MATERIAL:
>>

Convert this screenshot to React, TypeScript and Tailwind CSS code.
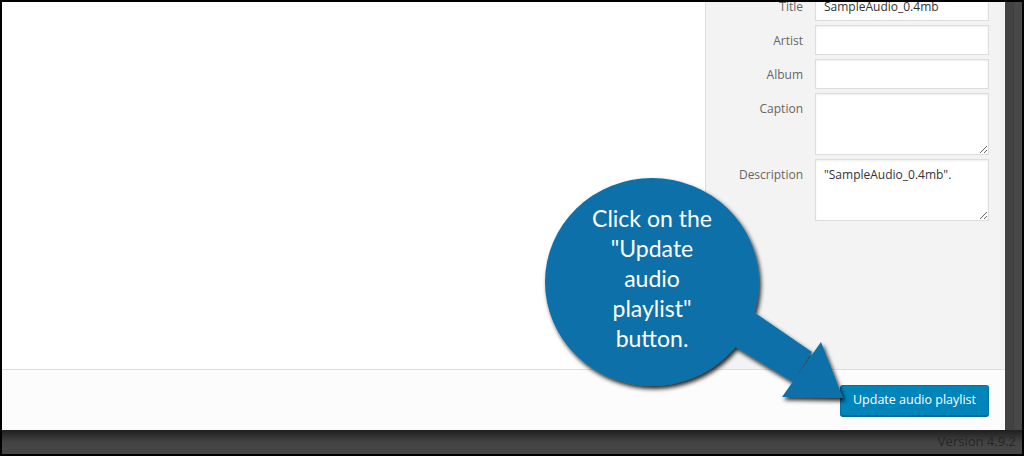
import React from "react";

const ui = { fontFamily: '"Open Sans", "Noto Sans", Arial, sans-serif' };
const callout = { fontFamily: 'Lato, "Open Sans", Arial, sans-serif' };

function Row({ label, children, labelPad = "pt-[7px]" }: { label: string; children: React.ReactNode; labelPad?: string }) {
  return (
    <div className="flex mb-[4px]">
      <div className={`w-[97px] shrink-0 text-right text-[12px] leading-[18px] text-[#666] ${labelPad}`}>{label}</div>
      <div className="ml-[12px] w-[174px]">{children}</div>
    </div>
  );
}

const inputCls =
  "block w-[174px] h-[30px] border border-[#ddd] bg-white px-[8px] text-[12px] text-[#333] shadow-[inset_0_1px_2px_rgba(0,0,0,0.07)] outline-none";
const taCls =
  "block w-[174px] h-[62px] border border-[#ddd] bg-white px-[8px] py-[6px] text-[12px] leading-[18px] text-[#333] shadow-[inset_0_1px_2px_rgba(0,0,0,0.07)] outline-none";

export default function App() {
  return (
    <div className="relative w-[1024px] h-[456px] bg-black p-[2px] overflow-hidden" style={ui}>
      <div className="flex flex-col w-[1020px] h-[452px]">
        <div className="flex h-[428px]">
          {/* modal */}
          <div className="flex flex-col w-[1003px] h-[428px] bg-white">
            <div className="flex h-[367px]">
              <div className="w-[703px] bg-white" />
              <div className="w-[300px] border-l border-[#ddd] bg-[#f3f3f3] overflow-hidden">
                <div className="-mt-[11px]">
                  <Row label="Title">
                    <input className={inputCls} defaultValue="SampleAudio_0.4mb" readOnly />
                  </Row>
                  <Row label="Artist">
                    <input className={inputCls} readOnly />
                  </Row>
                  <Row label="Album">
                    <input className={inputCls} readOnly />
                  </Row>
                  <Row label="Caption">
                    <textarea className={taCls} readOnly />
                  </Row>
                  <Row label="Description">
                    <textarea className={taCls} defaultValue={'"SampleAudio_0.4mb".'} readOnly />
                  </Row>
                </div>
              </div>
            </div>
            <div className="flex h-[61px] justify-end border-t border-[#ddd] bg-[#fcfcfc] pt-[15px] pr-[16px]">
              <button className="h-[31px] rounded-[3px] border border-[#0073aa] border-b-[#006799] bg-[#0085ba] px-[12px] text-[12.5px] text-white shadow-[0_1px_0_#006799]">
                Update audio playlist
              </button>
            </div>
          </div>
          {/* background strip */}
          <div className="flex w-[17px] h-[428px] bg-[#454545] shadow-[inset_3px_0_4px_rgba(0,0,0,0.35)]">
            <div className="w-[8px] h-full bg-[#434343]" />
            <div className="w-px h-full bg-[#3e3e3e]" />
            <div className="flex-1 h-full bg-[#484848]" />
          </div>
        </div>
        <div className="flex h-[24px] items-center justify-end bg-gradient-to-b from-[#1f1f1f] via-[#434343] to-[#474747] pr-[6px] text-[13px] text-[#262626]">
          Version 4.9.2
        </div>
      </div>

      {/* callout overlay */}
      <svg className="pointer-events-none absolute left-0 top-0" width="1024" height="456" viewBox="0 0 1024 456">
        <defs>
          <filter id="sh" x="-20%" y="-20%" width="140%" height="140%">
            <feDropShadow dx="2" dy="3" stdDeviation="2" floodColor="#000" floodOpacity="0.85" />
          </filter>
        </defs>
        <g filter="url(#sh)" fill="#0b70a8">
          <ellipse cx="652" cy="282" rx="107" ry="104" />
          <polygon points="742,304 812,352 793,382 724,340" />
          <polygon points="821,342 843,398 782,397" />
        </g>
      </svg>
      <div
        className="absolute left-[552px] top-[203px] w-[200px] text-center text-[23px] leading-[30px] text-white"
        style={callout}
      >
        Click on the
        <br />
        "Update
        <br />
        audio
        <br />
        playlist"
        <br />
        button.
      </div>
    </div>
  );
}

<<

REQUIREMENTS: Repeat only the lines between the start of the data and the line with "w-[174px] h-[62px] border", including those two lines, and skip the pictures.

RESULT OF THE EXERCISE:
Convert this screenshot to React, TypeScript and Tailwind CSS code.
import React from "react";

const ui = { fontFamily: '"Open Sans", "Noto Sans", Arial, sans-serif' };
const callout = { fontFamily: 'Lato, "Open Sans", Arial, sans-serif' };

function Row({ label, children, labelPad = "pt-[7px]" }: { label: string; children: React.ReactNode; labelPad?: string }) {
  return (
    <div className="flex mb-[4px]">
      <div className={`w-[97px] shrink-0 text-right text-[12px] leading-[18px] text-[#666] ${labelPad}`}>{label}</div>
      <div className="ml-[12px] w-[174px]">{children}</div>
    </div>
  );
}

const inputCls =
  "block w-[174px] h-[30px] border border-[#ddd] bg-white px-[8px] text-[12px] text-[#333] shadow-[inset_0_1px_2px_rgba(0,0,0,0.07)] outline-none";
const taCls =
  "block w-[174px] h-[62px] border border-[#ddd] bg-white px-[8px] py-[6px] text-[12px] leading-[18px] text-[#333] shadow-[inset_0_1px_2px_rgba(0,0,0,0.07)] outline-none";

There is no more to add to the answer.